Essay/Photos by Michael House, © Michael House, 2014.

Michael House, FRGS was born, of rural, peasant stock, in Somerset, England. He read law at Exeter College, Oxford and was elected President of the Oxford Union. In 1974, along with five colleagues, House started up a set of barristers' chambers in three little rooms in Lincoln's Inn, London, specializing in human rights and in representing the poor and dispossessed. The set now comprises 170 members and occupies a 17th-century building that was home to the only British Prime Minister to be assassinated (Spencer Perceval, 1812). In 1987, depressed by Mrs. Thatcher's third election victory, House fled to Greece for three years, where he was published in The Athenian and The Southeastern Review. He also there met his archaeologist wife, Diane. The pair returned to England in 1990 after a half-year, round-the-world trip, and settled in London and Northamptonshire.

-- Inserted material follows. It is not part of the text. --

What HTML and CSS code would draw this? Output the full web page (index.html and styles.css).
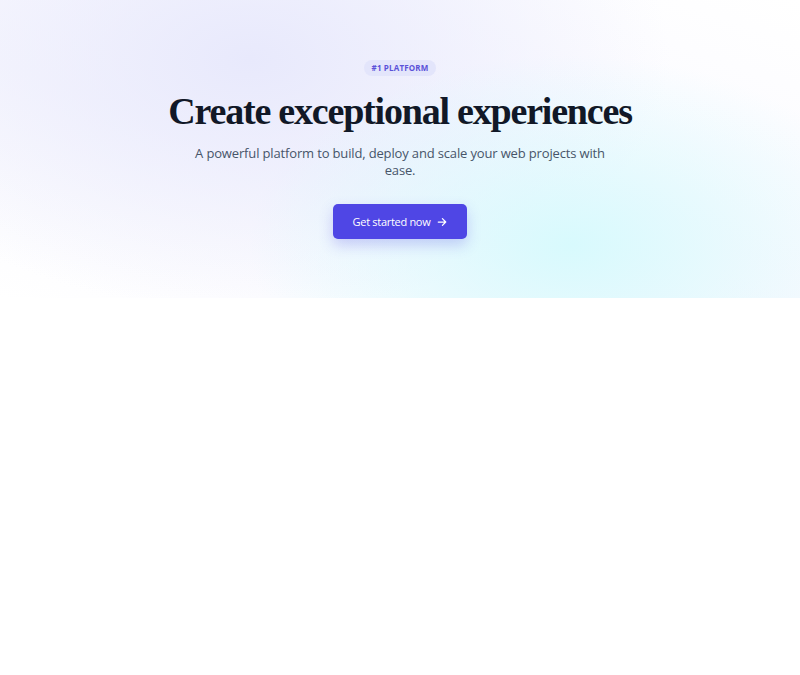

Since then, by way of escape from humdrum criminality, House has traveled in Tibet, Nepal, Sikkim, Ladakh, Uzbekistan, India, Pakistan, Turkey, Morocco, Syria, Jordan, Libya, Mongolia, Kashmir, and Sri Lanka, where only the stout walls of Galle Fort saved him and his spouse from being swept away by the tsunami. House returns to Greece, his second home, almost every year. He has written for, inter alia, History Today, the Universities Quarterly, the Sydney Morning Herald, and the Rough Guide to Greece. House practices criminal defense law from Garden Court Chambers, Lincoln's Inn Fields, in London, and hopes that if he keeps on practicing, he may eventually get the hang of it. His yet unachieved ambitions are: to farm alpacas; see Tibet liberated from the Chinese jackboot; and live to see Britain a socialist republic. (Author Head Shot Augment: René Laanen.)

2 Comments

  • Michael House

    Coincidentally, I’m in Iraklia now for a fortnight, my third visit. My second was at Easter in 2015. The island is just as serene, friendly, quiet and beautiful as ever. Just now, we’re cooking an evening meal in Anna’s best apartment. I’m watching a huge harvest moon from my balcony. Magical.